I'm going to start this with some faint praise of John McCain. Not Hillary-type: I see very little that is 'presidential' about John McCain. But in one way he is typical of those who have occupied the White House. Like all previous Presidents except the current incumbent, Rutherford B. Hayes, and, possibly James Garfield, he is inherently a secular person. Like many who actually managed to win the White House, he may be a sincere believer, who lets those beliefs affect his actions and style. But he's really as secular as have been most politicians, and when he makes a gesture towards the Religious Right, you can see a bright neon sign over his head, blinking off and on:

***"I Am Pandering"***

But I'm not praising McCain for simply being secular. I like McCain for being totally, charmingly, clueless about the Religious Right, a quality he has demonstrated equally when he has attacked them and when he's pandered to them. He just doesn't get it: an excellent quality in a potential President. He doesn't get their ideas, their way of looking at the world, their use of language. He shows, repeatedly, he doesn't know one preacher from another — not to mention being able to tell the difference between Pre-Millenarian Dispensationalists, "Name-it-and-claim-it" preachers, Reconstructionists, End Timers — and all the other varieties of TV evangelists and political pulpit-pounders.

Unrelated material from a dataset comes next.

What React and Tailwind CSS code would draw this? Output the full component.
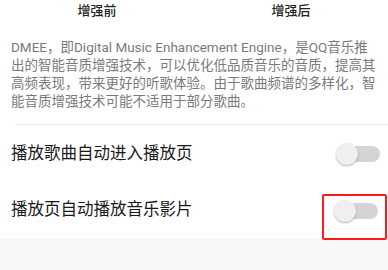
import React from "react";

function Toggle() {
  return (
    <div className="relative w-[46px] h-[24px] flex items-center">
      <div className="ml-[9px] w-[35px] h-[16px] rounded-full bg-[#d4d4d4]" />
      <div className="absolute left-0 top-[1px] w-[22px] h-[22px] rounded-full bg-[#efefef] shadow-[0_1px_2px_rgba(0,0,0,0.3)]" />
    </div>
  );
}

export default function App() {
  const font = { fontFamily: 'Roboto, "Noto Sans CJK SC", sans-serif' };
  return (
    <div className="w-[388px] h-[270px] bg-white relative overflow-hidden" style={font}>
      <div className="grid grid-cols-2 h-[22px] items-center">
        <div className="text-center text-[13px] font-medium text-[#222]">增强前</div>
        <div className="text-center text-[13px] font-medium text-[#222]">增强后</div>
      </div>
      <div className="pt-[16px] px-[11px] text-[13.5px] leading-[18px] text-[#7a7a7a]">
        <div className="whitespace-nowrap">DMEE，即Digital Music Enhancement Engine，是QQ音乐推</div>
        <div className="whitespace-nowrap">出的智能音质增强技术，可以优化低品质音乐的音质，提高其</div>
        <div className="whitespace-nowrap">高频表现，带来更好的听歌体验。由于歌曲频谱的多样化，智</div>
        <div className="whitespace-nowrap">能音质增强技术可能不适用于部分歌曲。</div>
      </div>
      <div className="mt-[14px] ml-[15px] h-px bg-[#eeeeee]" />
      <div className="flex items-center justify-between h-[58px] pl-[11px] pr-[6px]">
        <span className="text-[16.5px] text-[#1a1a1a]">播放歌曲自动进入播放页</span>
        <Toggle />
      </div>
      <div className="flex items-center justify-between h-[55px] pl-[11px] pr-[8px]">
        <span className="text-[16.5px] text-[#1a1a1a]">播放页自动播放音乐影片</span>
        <Toggle />
      </div>
      <div className="h-[40px] bg-[#f7f7f7]" />
      <div className="absolute left-[322px] top-[194px] w-[65px] h-[46px] border-[2.5px] border-[#ff1a1a] rounded-[2px]" />
    </div>
  );
}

That is, after all, the backstory to the 'Pastor Disaster.' No one really thinks — I hope — that McCain believes the horrible things that Hagee and Parsley preach. No, he was simply acting on the theory "preacher=votes=good." And the reason it went on so long -- and the reason for my title, is that — I'd guess — 95% of political reporters are equally secular, equally ignorant, and have a policy of not questioning someone's religious position unless they make the news otherwise. (Think back to how obvious a con Jim Bakker was, but no one would call him on it for years. I think the attitude was "Yeah, he's talking nonsensical bull, but so are half the guys preaching on TV. How do we know if he's deliberately conning people, or if he's like the others, and really believes this crap.")

(And I should say I am as secular as anyone, a convinced, if tolerant, atheist. However, I'm also someone who is fascinated by religion as a human activity, who enjoys watching the absurd disputes and theological wranglings, as well as being perpetually worried about the intrusion of religion into the public arena in wrong ways.}

But McCain's innocence, combined with his much less likable arrogance, combined to do something that decades of writers — in blogs, in magazines, sometimes even in newspapers or on television — have failed to do, actually get people to concentrate on what these pastors are actually saying.

The arrogance is important. Another candidate — almost any other candidate imaginable — would have a staff member check out his instincts in seeking the endorsements of the Poisonous Pastors. He might have even suggested the staff member check out some 'liberal' blogs or writing, to see if an organization like JewsOnFirst or Talk2Action had anything 'on' these pastors — and they had plenty. At least when Sarah Posner's articles in The American Prospect on each of them showed up on Google, he should have had them checked out. "But why should I need someone to check up on me? I'm the candidate."

And so, the result of his blunder is likely to be far more important than the mere increase of his loss of Radical Religious support, which he was losing anyway. He's thrown the spotlight on these two, and now it is obvious how ugly they are beneath their clerical make-up. And he's opened the door to giving the same type of scrutiny to any "far-out" preacher: even a preacher who hasn't been caught in bed with anyone. (Tim LaHaye, anyone? James Dobson?)

And, specifically with these two, Hagee had been remarkably successful — for a while — in attracting the support of many Jewish organizations, mostly ones that were both Orthodox and Likudnik in orientation. I think he's lost that support, that the last prominent Jew not on the lunatic fringe to praise Hagee will turn out to be Joe Lieberman. (And how must it feel for him, going out on a limb for Hagee just before McCain chopped down the whole tree?)

And Parsley was — and will still remain — politically powerful, among his own listeners. But gone is his chance to affect a wider range of "Christian" voters. Before, his support was a plus. Now, if he gets behind a candidate, that candidate will be looked at very carefully. And no longer will his "Patriot Pastors" — he was involved with that group, but didn't start it — be able to come so close to electing another Ken Blackwell.

So all I can say is:

"Thank you, John McCain. You have accomplished more towards slicing the influence of the farthest reaches of the radical right than have decades of civil libertarians, liberal or moderate Christians condemning the RR for usurping the very name 'Christian,' or bloggers whose purpose is to watch both RRs, the Religious and the Radical Right. I wonder how long it will be before you get the credit for this, or whether you'll like getting it."